Cisco’s is one of the largest collection of authentic artifacts of American antiquities. Among the rows of items can be found an original newspaper that was printed the day after President Abraham Lincoln was shot, an original reward poster listing all of the ransom bills paid in the Charles Lindbergh case which, Kennedy adds, was handled by Gen. Norman Schwartzkopf’s father.

Books, stuffed grizzlies, moose heads, dishes, lamps, sleigh bells, rifles, and even a stained-glass window out of a church designed by Frank Lloyd Wright – Cisco’s has it all, including the largest collection of Black Forest carvings in the United States.

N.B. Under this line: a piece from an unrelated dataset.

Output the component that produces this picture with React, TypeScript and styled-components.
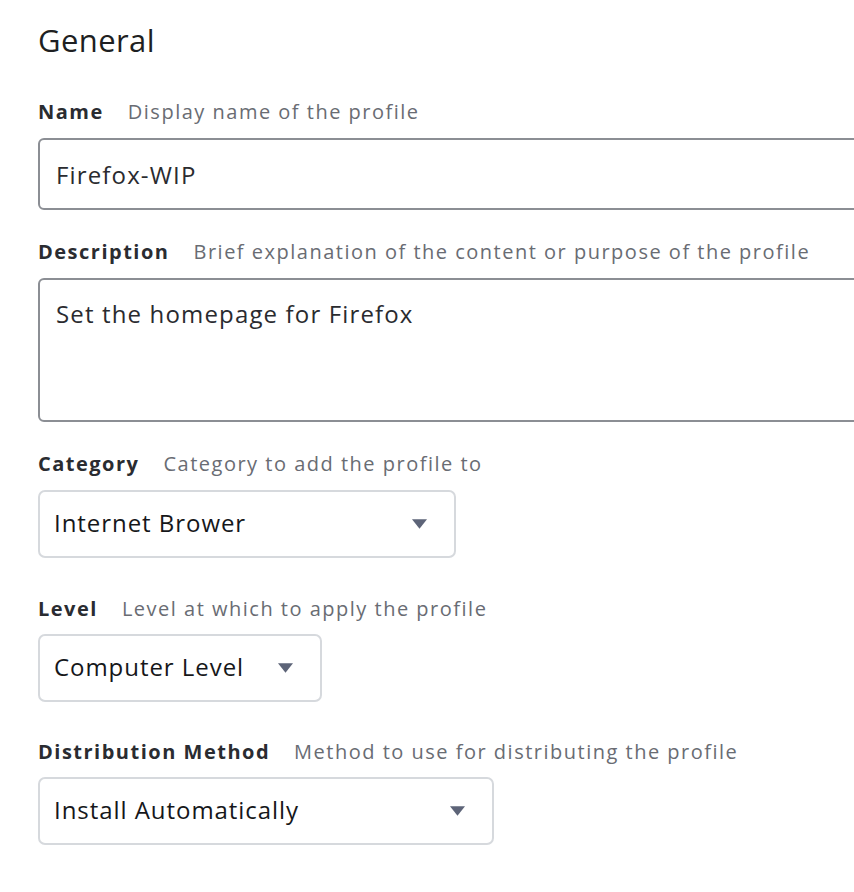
import styled, { createGlobalStyle } from "styled-components";

const GlobalStyle = createGlobalStyle`
  html, body {
    margin: 0;
    padding: 0;
    background: #ffffff;
    overflow: hidden;
  }
  body {
    font-family: "Open Sans", Lato, sans-serif;
    -webkit-font-smoothing: antialiased;
  }
`;

type SelectProps = {
  value: string;
  width: number;
};

function Select({ value, width }: SelectProps) {
  return (
    <SelectBox $width={width}>
      <SelectValue>{value}</SelectValue>
      <Caret viewBox="0 0 14 9" aria-hidden>
        <path d="M0 0 H14 L7 9 Z" fill="#5d6478" />
      </Caret>
    </SelectBox>
  );
}

export default function App() {
  return (
    <>
      <GlobalStyle />
      <Page>
        <Heading>General</Heading>

        <Field>
          <LabelRow>
            <Label>Name</Label>
            <Hint>Display name of the profile</Hint>
          </LabelRow>
          <TextInput>Firefox-WIP</TextInput>
        </Field>

        <Field>
          <LabelRow>
            <Label>Description</Label>
            <Hint>Brief explanation of the content or purpose of the profile</Hint>
          </LabelRow>
          <TextArea>Set the homepage for Firefox</TextArea>
        </Field>

        <Field $gap={39}>
          <LabelRow>
            <Label>Category</Label>
            <Hint>Category to add the profile to</Hint>
          </LabelRow>
          <Select value="Internet Brower" width={418} />
        </Field>

        <Field $gap={38} $inner={13}>
          <LabelRow>
            <Label>Level</Label>
            <Hint>Level at which to apply the profile</Hint>
          </LabelRow>
          <Select value="Computer Level" width={284} />
        </Field>

        <Field $gap={0} $inner={13}>
          <LabelRow>
            <Label>Distribution Method</Label>
            <Hint>Method to use for distributing the profile</Hint>
          </LabelRow>
          <Select value="Install Automatically" width={456} />
        </Field>
      </Page>
    </>
  );
}

const Page = styled.div`
  width: 816px;
  padding: 22px 0 0 38px;
  display: flex;
  flex-direction: column;
`;

const Heading = styled.h2`
  margin: 0 0 42px;
  font-size: 31px;
  line-height: 36px;
  font-weight: 400;
  letter-spacing: 0.4px;
  color: #1e1f22;
`;

const Field = styled.div<{ $gap?: number; $inner?: number }>`
  display: flex;
  flex-direction: column;
  gap: ${(p) => p.$inner ?? 14}px;
  margin-bottom: ${(p) => p.$gap ?? 30}px;
`;

const LabelRow = styled.div`
  display: flex;
  align-items: baseline;
  gap: 24px;
  line-height: 24px;
  white-space: nowrap;
`;

const Label = styled.span`
  font-size: 20px;
  font-weight: 700;
  color: #2a2c31;
  letter-spacing: 1.5px;
`;

const Hint = styled.span`
  font-size: 20px;
  font-weight: 400;
  color: #696c73;
  letter-spacing: 1.5px;
`;

const TextInput = styled.div`
  box-sizing: border-box;
  height: 72px;
  width: calc(100% + 20px);
  border: 2px solid #8b8e94;
  border-radius: 6px;
  padding: 0 16px;
  display: flex;
  align-items: center;
  font-size: 24px;
  letter-spacing: 1.15px;
  color: #2a2b2f;
`;

const TextArea = styled.div`
  box-sizing: border-box;
  height: 144px;
  width: calc(100% + 20px);
  border: 2px solid #8b8e94;
  border-radius: 6px;
  padding: 18px 16px;
  font-size: 24px;
  line-height: 32px;
  letter-spacing: 1.15px;
  color: #2a2b2f;
`;

const SelectBox = styled.div<{ $width: number }>`
  box-sizing: border-box;
  width: ${(p) => p.$width}px;
  height: 68px;
  border: 2px solid #d6d9dd;
  border-radius: 7px;
  padding: 0 27px 3px 14px;
  display: flex;
  align-items: center;
  justify-content: space-between;
`;

const SelectValue = styled.span`
  font-size: 24px;
  letter-spacing: 0.95px;
  color: #16171a;
`;

const Caret = styled.svg`
  width: 15px;
  height: 10px;
  flex-shrink: 0;
  margin-top: 2px;
`;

The Kennedys have scouts and connections all over the country who are always on the lookout for great buys. Sam Kennedy said his customers are primarily people who have summer homes in the area and want special one-of-a-kind items in their house. They are people with second and third homes here and in Aspen, Lake Tahoe or Jackson Hole, for example.

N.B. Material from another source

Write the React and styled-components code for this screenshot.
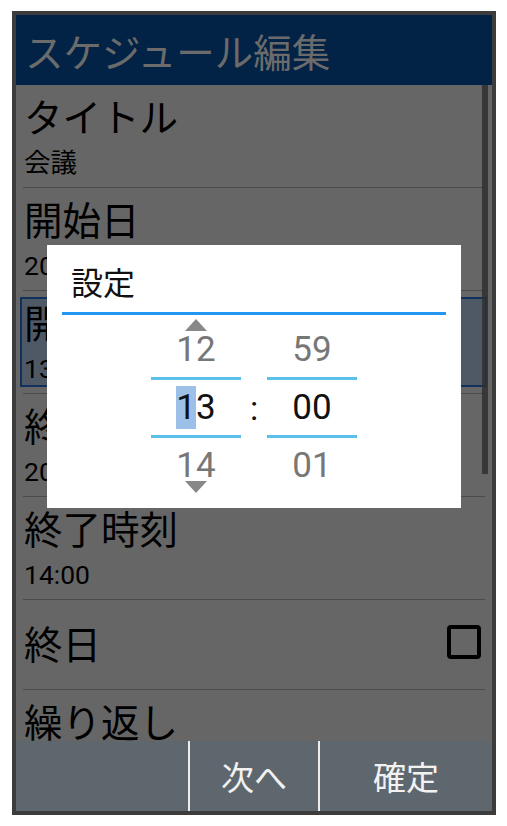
import styled, { createGlobalStyle } from "styled-components";

const Global = createGlobalStyle`
  html, body {
    margin: 0;
    padding: 0;
    background: #fff;
  }
  body {
    font-family: Roboto, "Noto Sans CJK JP", sans-serif;
  }
`;

const Page = styled.div`
  padding: 11px 0 0 12px;
`;

const Phone = styled.div`
  position: relative;
  width: 476px;
  height: 796px;
  border: 4px solid #3c3c3c;
  display: flex;
  flex-direction: column;
  background: #666;
  overflow: hidden;
`;

const Header = styled.div`
  height: 70px;
  flex: none;
  display: flex;
  align-items: center;
  padding-left: 9px;
  background: #022246;
  color: #6b6b6b;
  font-size: 38.5px;
  font-family: "Noto Sans CJK JP", sans-serif;
`;

const List = styled.div`
  position: relative;
  flex: 1;
  overflow: hidden;
`;

const Item = styled.div`
  box-sizing: border-box;
  height: ${(p) => (p.$single ? 77 : 90)}px;
  margin: 6px 5px 6px 4px;
  padding: 0 4px 0 2px;
  border: 2px solid ${(p) => (p.$selected ? "#10305e" : "transparent")};
  background: ${(p) => (p.$selected ? "#4f5966" : "transparent")};
  display: flex;
  flex-direction: ${(p) => (p.$single ? "row" : "column")};
  align-items: ${(p) => (p.$single ? "center" : "flex-start")};
  justify-content: ${(p) => (p.$single ? "space-between" : "flex-start")};
  color: #000;
`;

const Label = styled.div`
  font-size: 38.5px;
  line-height: 48px;
  margin-top: 2px;
`;

const Value = styled.div`
  font-size: 26.5px;
  line-height: 32px;
  margin-top: 4px;
`;

const Divider = styled.div`
  height: 1px;
  margin: 0 7px;
  background: #4b4b4b;
`;

const Checkbox = styled.div`
  box-sizing: border-box;
  width: 34px;
  height: 34px;
  border: 4px solid #000;
  border-radius: 4px;
  margin-top: -6px;
`;

const Scrollbar = styled.div`
  position: absolute;
  top: 0;
  right: 4px;
  width: 6px;
  height: 389px;
  background: rgba(48, 48, 48, 0.85);
`;

const SoftKeys = styled.div`
  height: 70px;
  flex: none;
  display: grid;
  grid-template-columns: 172px 2px 128px 2px 172px;
  background: #5f676e;
`;

const SoftKey = styled.div`
  display: flex;
  align-items: center;
  justify-content: center;
  color: #f2f2f2;
  font-size: 33px;
`;

const KeyDivider = styled.div`
  background: #ececec;
`;

const Dialog = styled.div`
  position: absolute;
  left: 31px;
  top: 230px;
  width: 414px;
  height: 263px;
  background: #fff;
  display: flex;
  flex-direction: column;
`;

const DialogTitle = styled.div`
  height: 67px;
  display: flex;
  align-items: center;
  padding: 4px 0 0 24px;
  box-sizing: border-box;
  font-size: 32px;
  color: #111;
`;

const TitleRule = styled.div`
  height: 3px;
  margin: 0 15px;
  background: #2196f3;
`;

const Picker = styled.div`
  display: flex;
  justify-content: center;
  margin-top: 7px;
`;

const Column = styled.div`
  position: relative;
  width: 90px;
  display: flex;
  flex-direction: column;
`;

const Cell = styled.div`
  height: 55px;
  display: flex;
  align-items: center;
  justify-content: center;
  font-family: Roboto, sans-serif;
  font-size: 35px;
  color: ${(p) => (p.$active ? "#111" : "#777")};
`;

const Rule = styled.div`
  height: 3px;
  background: #5bc1ea;
`;

const Colon = styled.div`
  width: 26px;
  display: flex;
  align-items: center;
  justify-content: center;
  font-family: Roboto, sans-serif;
  font-size: 34px;
  color: #111;
`;

const Arrow = styled.div`
  position: absolute;
  left: 34px;
  ${(p) => (p.$down ? "bottom: 0;" : "top: -3px;")}
  width: 0;
  height: 0;
  border-left: 11px solid transparent;
  border-right: 11px solid transparent;
  ${(p) =>
    p.$down ? "border-top: 12px solid #888;" : "border-bottom: 12px solid #888;"}
`;

const Caret = styled.span`
  display: inline-block;
  height: 43px;
  line-height: 43px;
  background: #9cc0e8;
`;

const items = [
  { label: "タイトル", value: "会議" },
  { label: "開始日", value: "2020/10/21" },
  { label: "開始時刻", value: "13:00", selected: true },
  { label: "終了日", value: "2020/10/21" },
  { label: "終了時刻", value: "14:00" },
];

export default function App() {
  return (
    <Page>
      <Global />
      <Phone>
        <Header>スケジュール編集</Header>
        <List>
          {items.map((it) => (
            <div key={it.label}>
              <Item $selected={it.selected}>
                <Label>{it.label}</Label>
                <Value>{it.value}</Value>
              </Item>
              <Divider />
            </div>
          ))}
          <Item $single>
            <Label>終日</Label>
            <Checkbox />
          </Item>
          <Divider />
          <Item>
            <Label>繰り返し</Label>
            <Value>なし</Value>
          </Item>
          <Scrollbar />
        </List>
        <SoftKeys>
          <SoftKey />
          <KeyDivider />
          <SoftKey>次へ</SoftKey>
          <KeyDivider />
          <SoftKey>確定</SoftKey>
        </SoftKeys>

        <Dialog>
          <DialogTitle>設定</DialogTitle>
          <TitleRule />
          <Picker>
            <Column>
              <Arrow />
              <Cell>12</Cell>
              <Rule />
              <Cell $active>
                <Caret>1</Caret>3
              </Cell>
              <Rule />
              <Cell>14</Cell>
              <Arrow $down />
            </Column>
            <Colon>:</Colon>
            <Column>
              <Cell>59</Cell>
              <Rule />
              <Cell $active>00</Cell>
              <Rule />
              <Cell>01</Cell>
            </Column>
          </Picker>
        </Dialog>
      </Phone>
    </Page>
  );
}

There are more than 20,000 people on Cisco’s mailing list, but the Kennedys get most of their business through word of mouth. “Our ideal piece has historical importance, is highly visual and is investment quality,” Sam Kennedy said.

The most requested items are paintings, flasks, pistols and rifles, and also famous signatures, such as outdoorsman and author Zane Gray.

It has taken the Kennedys years to learn how to recognize reproductions and find that special purchase for their buyers, in addition to a lot of reading and studying and a very large support group of people who know antiquities.

Sam and Denise Kennedy and their two sons, Colton and Rider, love living in Coeur d’Alene. They even opened a second shop in Shops at the Coeur d’Alene resort and have an inventory of early American quilts and furniture at The Red Barn or “Joe’s Place” in Green Bluff Orchards.

If you have never paid a visit to Cisco’s, it’s worth a stop to see a part of our country’s history, where it has come from and where it is today.